• _Task instructions_:
Provide nothing beyond the count of lines that include the string "React".

• _Rows_:
———

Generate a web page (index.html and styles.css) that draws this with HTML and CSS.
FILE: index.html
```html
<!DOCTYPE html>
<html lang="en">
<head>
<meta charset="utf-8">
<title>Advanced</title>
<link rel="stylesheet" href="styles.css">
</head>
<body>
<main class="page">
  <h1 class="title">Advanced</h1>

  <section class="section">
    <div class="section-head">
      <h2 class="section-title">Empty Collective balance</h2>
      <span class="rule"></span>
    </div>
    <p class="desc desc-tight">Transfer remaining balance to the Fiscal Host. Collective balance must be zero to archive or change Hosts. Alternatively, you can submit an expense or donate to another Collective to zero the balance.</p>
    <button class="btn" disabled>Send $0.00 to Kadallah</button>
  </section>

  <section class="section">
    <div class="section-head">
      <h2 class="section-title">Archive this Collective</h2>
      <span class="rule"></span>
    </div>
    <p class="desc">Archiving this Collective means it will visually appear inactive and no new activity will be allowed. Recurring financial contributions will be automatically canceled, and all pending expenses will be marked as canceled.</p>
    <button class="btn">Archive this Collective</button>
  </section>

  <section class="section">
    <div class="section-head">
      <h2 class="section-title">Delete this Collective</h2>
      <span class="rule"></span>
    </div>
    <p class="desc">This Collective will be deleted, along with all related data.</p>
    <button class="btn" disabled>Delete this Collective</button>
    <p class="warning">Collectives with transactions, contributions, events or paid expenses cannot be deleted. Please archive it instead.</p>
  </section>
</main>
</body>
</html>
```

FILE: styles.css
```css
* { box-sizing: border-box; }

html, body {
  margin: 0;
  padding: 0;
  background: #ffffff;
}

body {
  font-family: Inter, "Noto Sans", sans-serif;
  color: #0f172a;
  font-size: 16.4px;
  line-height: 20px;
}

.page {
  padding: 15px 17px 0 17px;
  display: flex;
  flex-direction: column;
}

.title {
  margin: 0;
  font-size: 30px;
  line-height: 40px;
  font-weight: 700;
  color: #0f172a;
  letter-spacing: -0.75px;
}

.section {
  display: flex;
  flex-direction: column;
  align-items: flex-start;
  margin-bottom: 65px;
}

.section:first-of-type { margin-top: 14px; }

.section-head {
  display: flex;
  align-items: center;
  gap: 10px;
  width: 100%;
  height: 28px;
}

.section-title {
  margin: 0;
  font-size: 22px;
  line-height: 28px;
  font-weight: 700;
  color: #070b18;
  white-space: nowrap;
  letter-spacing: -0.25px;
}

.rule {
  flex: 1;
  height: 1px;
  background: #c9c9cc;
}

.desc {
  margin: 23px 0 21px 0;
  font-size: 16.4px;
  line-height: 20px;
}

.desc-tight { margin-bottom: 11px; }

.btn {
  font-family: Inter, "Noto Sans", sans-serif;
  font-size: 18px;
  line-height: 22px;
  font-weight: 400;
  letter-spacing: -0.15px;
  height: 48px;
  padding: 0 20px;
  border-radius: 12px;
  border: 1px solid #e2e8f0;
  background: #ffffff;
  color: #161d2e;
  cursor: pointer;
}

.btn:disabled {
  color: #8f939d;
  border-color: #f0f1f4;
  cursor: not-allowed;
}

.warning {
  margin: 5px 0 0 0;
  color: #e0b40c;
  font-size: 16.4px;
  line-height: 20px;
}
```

———

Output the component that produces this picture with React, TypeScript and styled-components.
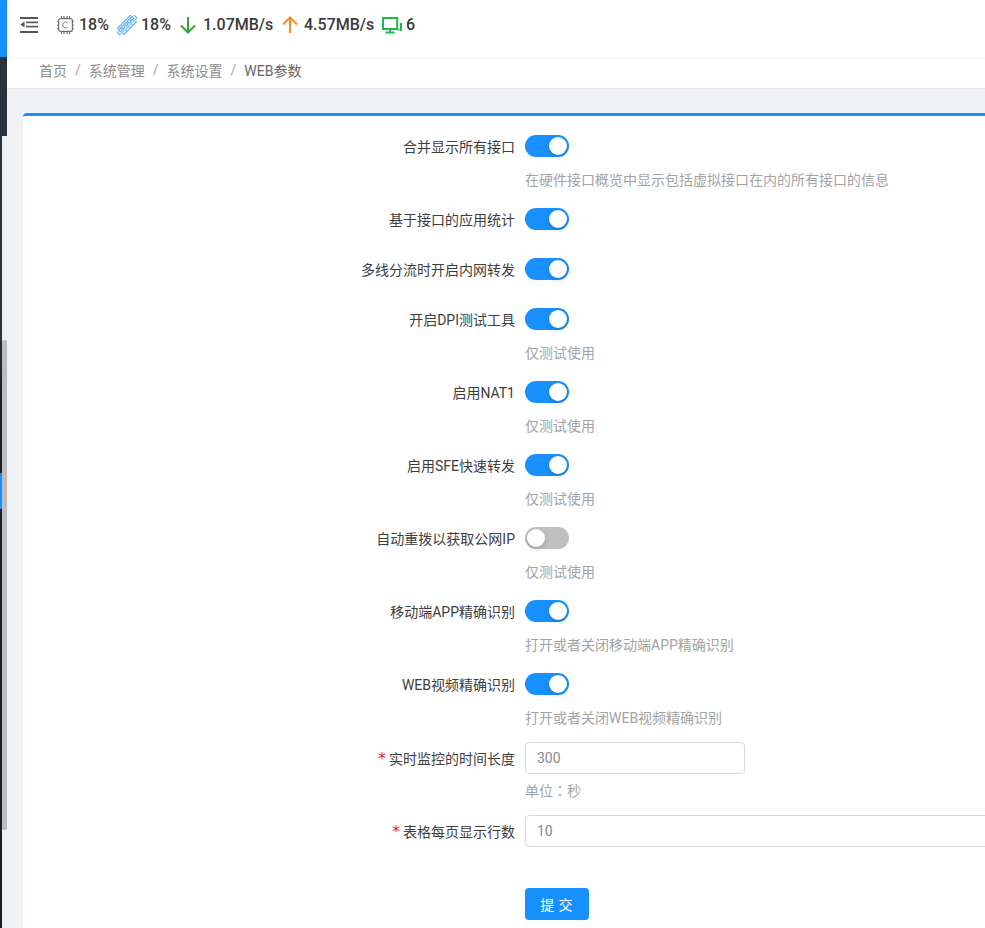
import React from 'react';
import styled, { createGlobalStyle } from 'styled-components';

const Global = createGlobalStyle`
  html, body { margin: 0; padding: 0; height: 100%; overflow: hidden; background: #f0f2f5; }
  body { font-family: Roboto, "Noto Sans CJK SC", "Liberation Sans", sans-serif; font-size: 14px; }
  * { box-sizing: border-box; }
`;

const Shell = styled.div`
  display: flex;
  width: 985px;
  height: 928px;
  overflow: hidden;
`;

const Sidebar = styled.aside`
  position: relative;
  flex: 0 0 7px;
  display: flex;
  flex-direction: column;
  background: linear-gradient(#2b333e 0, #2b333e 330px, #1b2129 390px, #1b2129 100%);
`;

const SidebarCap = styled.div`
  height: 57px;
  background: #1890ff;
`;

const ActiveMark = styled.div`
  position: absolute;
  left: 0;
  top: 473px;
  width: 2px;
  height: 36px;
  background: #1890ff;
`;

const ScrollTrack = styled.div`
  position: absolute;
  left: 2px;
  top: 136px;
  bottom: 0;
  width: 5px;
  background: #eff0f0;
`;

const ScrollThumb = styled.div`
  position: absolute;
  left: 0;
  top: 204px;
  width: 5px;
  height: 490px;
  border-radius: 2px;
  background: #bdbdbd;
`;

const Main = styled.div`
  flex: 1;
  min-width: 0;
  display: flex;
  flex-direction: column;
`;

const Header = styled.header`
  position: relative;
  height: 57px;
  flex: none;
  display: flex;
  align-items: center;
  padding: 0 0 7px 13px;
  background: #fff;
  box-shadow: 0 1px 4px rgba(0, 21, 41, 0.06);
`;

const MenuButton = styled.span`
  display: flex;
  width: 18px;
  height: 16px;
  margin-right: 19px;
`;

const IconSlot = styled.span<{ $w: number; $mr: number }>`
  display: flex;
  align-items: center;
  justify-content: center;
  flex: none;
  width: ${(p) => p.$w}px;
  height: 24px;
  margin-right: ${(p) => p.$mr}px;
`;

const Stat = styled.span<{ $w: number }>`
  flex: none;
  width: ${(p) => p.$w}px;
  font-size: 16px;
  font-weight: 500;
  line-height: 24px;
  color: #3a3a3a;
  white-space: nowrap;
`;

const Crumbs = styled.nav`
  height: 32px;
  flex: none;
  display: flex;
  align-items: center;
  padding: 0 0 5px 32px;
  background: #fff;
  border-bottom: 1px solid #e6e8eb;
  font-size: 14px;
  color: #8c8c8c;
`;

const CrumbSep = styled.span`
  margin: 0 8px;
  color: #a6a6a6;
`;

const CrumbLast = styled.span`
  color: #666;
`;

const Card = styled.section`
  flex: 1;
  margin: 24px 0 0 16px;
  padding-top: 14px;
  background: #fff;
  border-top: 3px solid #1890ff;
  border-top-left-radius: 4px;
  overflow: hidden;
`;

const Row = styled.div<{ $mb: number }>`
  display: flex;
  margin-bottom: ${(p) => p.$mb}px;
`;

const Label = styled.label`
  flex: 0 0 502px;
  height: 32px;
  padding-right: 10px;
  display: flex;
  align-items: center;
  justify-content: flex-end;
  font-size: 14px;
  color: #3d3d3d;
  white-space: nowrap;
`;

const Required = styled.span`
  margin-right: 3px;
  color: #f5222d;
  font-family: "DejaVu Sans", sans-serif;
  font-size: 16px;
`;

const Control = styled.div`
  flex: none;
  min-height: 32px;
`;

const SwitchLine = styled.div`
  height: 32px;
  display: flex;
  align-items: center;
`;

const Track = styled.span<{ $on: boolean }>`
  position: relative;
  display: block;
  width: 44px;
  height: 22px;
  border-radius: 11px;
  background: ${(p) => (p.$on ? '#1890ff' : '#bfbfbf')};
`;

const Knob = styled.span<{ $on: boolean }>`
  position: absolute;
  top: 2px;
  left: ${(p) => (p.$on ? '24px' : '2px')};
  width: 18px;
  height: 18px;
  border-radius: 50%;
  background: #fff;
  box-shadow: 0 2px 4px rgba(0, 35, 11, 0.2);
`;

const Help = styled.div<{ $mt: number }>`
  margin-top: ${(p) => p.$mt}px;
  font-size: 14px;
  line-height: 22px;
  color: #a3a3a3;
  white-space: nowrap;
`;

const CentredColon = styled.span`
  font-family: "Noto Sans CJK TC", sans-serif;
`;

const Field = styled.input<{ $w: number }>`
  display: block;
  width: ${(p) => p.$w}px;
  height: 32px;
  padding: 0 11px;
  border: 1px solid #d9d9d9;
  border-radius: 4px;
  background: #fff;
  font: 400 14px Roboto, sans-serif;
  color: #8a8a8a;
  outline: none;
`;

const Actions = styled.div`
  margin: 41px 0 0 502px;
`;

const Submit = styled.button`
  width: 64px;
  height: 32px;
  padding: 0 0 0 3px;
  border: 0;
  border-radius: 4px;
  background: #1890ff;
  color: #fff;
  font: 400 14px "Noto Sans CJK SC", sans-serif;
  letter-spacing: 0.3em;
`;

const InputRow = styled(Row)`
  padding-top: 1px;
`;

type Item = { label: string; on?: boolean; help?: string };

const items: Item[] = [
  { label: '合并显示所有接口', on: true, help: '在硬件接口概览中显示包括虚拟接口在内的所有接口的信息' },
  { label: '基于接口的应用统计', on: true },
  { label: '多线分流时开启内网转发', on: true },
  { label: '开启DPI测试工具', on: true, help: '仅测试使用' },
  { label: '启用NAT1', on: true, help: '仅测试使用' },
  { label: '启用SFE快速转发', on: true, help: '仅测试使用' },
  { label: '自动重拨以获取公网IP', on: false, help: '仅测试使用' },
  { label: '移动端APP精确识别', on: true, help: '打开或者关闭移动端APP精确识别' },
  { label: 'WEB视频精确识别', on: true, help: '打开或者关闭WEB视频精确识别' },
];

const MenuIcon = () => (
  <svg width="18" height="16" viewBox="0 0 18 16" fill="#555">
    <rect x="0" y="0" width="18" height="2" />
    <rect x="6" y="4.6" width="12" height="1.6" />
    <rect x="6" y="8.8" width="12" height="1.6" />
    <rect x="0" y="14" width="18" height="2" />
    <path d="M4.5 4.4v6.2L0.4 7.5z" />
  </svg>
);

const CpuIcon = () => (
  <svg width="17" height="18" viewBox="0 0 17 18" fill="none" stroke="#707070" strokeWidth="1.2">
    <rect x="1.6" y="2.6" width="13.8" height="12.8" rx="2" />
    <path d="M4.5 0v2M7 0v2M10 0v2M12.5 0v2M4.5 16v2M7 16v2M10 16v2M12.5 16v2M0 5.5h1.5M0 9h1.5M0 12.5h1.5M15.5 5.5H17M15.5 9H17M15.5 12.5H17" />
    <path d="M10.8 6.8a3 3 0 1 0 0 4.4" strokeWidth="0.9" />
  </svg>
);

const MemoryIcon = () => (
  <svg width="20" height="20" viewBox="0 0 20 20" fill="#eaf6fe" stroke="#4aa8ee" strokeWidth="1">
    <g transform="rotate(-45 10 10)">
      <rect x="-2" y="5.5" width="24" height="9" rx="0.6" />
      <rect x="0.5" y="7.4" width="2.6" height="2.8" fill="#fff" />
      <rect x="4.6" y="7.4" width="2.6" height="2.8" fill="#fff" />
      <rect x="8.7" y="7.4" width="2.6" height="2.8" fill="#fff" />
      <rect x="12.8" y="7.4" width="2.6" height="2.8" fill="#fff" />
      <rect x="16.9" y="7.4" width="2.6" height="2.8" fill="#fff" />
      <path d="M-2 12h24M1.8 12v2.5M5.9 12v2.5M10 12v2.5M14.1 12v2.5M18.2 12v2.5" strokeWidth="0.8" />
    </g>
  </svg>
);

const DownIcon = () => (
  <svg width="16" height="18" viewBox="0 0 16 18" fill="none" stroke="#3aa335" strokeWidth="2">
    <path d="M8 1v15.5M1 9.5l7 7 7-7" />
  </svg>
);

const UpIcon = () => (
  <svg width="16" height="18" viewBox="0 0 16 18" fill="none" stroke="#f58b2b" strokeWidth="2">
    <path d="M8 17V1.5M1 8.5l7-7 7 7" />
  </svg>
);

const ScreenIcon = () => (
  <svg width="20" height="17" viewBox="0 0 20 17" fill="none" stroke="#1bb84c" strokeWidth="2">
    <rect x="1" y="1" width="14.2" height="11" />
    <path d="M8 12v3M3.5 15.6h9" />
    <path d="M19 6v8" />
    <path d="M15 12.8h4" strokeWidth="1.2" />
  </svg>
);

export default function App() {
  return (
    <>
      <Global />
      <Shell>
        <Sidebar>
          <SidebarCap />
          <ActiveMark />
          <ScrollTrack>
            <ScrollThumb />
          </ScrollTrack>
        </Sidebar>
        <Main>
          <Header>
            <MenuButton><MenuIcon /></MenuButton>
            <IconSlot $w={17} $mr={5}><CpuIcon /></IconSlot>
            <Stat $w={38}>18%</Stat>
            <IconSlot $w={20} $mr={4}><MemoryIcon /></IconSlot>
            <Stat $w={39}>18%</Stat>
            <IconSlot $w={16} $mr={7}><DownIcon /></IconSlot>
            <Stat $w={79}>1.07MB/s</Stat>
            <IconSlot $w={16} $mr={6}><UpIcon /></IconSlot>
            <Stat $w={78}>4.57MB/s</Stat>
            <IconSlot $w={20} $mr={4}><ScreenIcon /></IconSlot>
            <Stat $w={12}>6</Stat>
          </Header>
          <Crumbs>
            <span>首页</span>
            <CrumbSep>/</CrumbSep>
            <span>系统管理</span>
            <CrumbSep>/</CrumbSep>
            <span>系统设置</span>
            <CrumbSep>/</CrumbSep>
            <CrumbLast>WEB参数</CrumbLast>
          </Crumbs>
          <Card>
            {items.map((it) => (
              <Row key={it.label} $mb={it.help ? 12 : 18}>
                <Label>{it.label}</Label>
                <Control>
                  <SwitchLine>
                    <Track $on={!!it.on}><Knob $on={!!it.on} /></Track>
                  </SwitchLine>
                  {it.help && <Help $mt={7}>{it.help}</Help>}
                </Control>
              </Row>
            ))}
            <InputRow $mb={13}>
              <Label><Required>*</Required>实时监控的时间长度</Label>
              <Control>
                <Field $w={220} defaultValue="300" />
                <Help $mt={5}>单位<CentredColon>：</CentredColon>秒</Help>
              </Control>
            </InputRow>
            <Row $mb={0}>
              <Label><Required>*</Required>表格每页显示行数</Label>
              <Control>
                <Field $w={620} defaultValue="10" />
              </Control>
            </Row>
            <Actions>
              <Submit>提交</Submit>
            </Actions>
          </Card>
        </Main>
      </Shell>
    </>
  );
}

———

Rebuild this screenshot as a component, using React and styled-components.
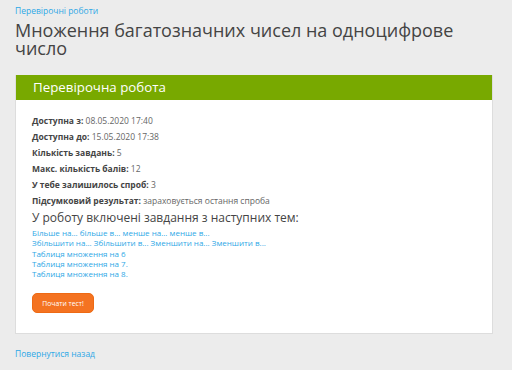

———

• _Expected output_:
3